Along with the potential benefits of more playing time, Moore also appears to be poised for a good season. Moore played Winter Ball this offseason to help get him ready for the season, and it appears to have paid off as the infielder/outfielder is hitting .353 with one home run and eight RBIs this spring. While Spring Training statistics aren’t necessarily indicators of how a player will perform once the games actually start to count, his success this spring, in my opinion, is just another reason why the Nationals should keep him on board going into the regular season.
Moore could also help the team down the road, not just in 2015. The 28-year-old is under team control until 2019, and with Span set to hit free agency next offseason, Moore could turn a successful 2015 campaign into a bid for an everyday job in the outfield next season (assuming the Nationals would be willing to play Bryce Harper in center, which isn’t a guarantee). Is it likely that Moore will be a key player for the Nationals down the road? Probably not. But is it impossible? Of course not. One thing’s for certain, we’ll never find out what he may be able to bring to the team if they trade him in the next two weeks.

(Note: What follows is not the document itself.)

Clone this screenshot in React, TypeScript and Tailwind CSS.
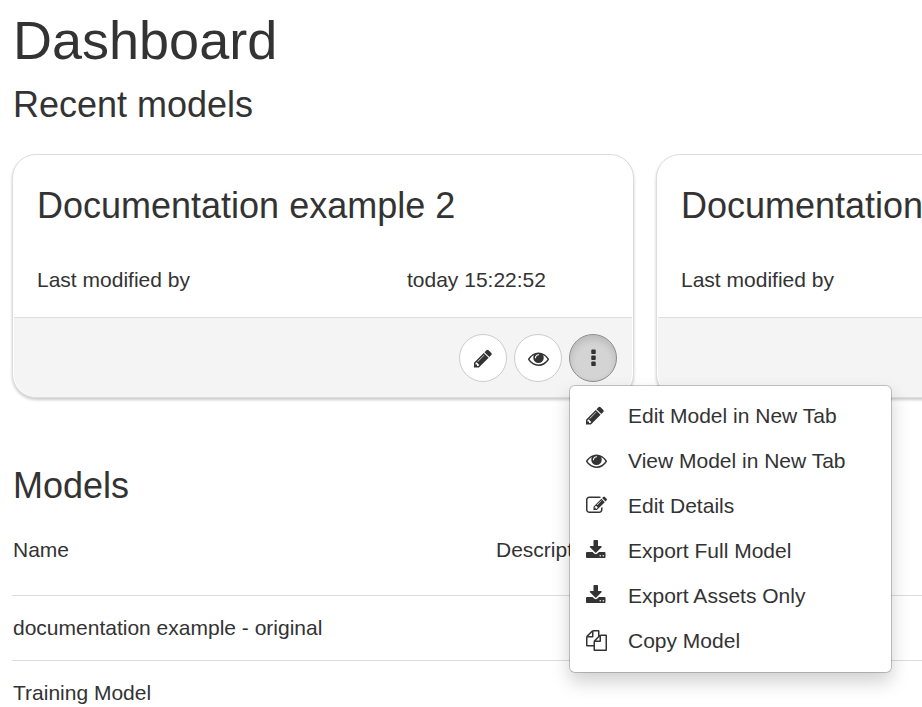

Despite the injuries, the Nationals are still expected to be one of the best teams in baseball this season. But with several players already out for at least a good chunk of the remainder of Spring Training, the beginning of the season will be a major challenge for the ball club and they’ll need strong backup players to help keep the team afloat until the starters return. Tyler Moore is one of those players that the Nationals need, and they would be wise to keep him on board going into the regular season.